With the ongoing reduction in size and cost of computing and optical monitoring equipment, many governmental and commercial groups are attempting to develop "intelligent automobiles." According to a review of the field, most major automakers have been pursuing some sort of drowsy driver detection, using methods ranging from monitoring the weaving of the car using yaw rate sensors to monitoring the driver's eye with an in-car camera.

Particularly notable is the U.S. Department of Transportation's Intelligent Vehicle Initiative . Intelligent cars are cars that can respond to the state of the driver and increase both safety and convenience. As 90% of accidents occur due to driver error, a great savings in human life and financial loss could be realized by devices that help effective accident avoidance.
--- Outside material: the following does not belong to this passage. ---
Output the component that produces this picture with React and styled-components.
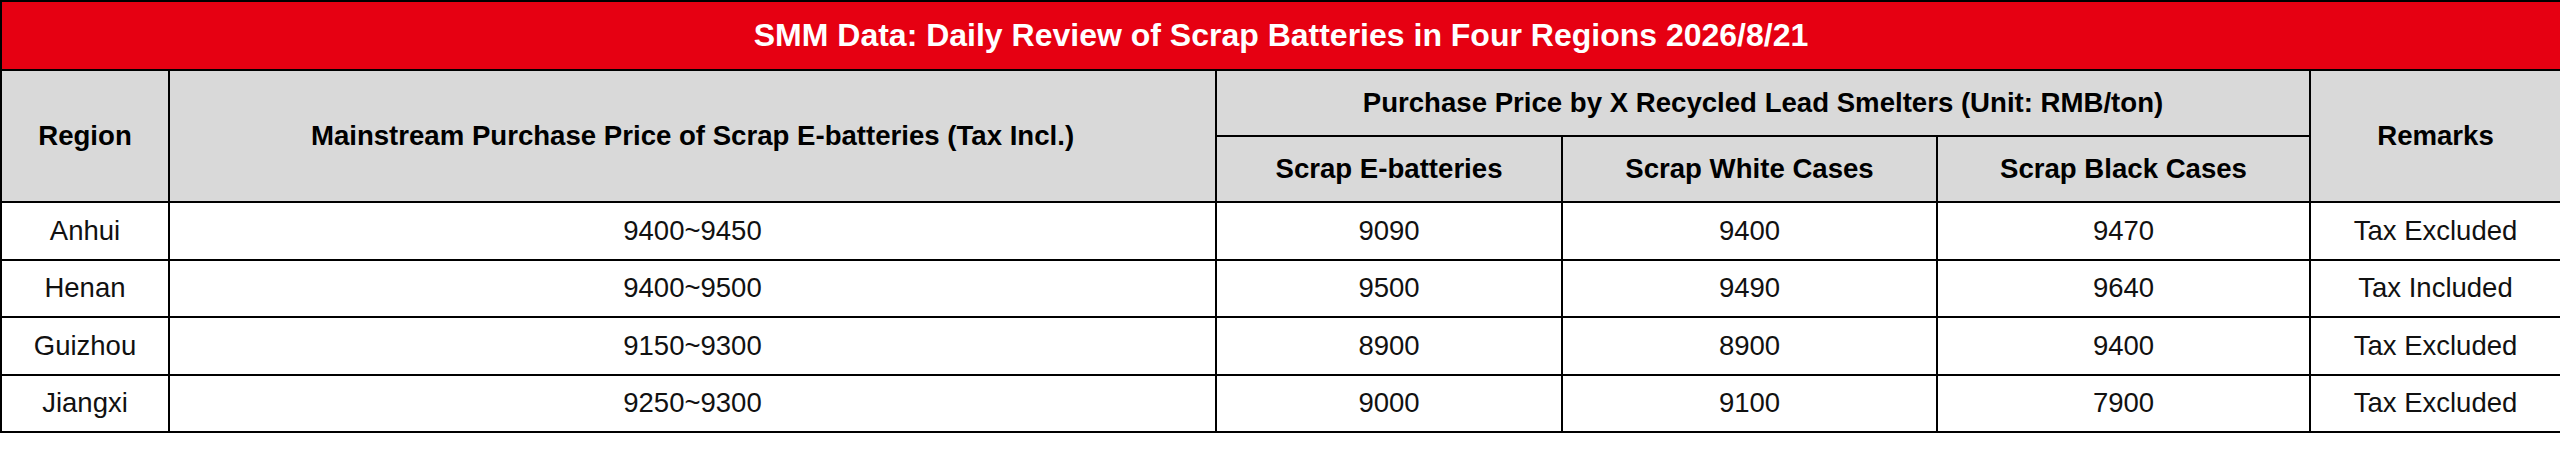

Driver drowsiness is one specific form of human error that has been well studied. Studies have shown that immediately prior to fatigue-induced accidents, the driver's eye exhibits a change in blinking behavior. Specifically, the frequency of blinking increases and the percentage of the eye covered by the lid increases. We reproduce a graph summarizing eyelid closure percentage over time before accidents (from Eye-Activity Measures of Fatigue and Napping as a Fatigue Countermeasure, Federal Highway Administration) as Figure 1.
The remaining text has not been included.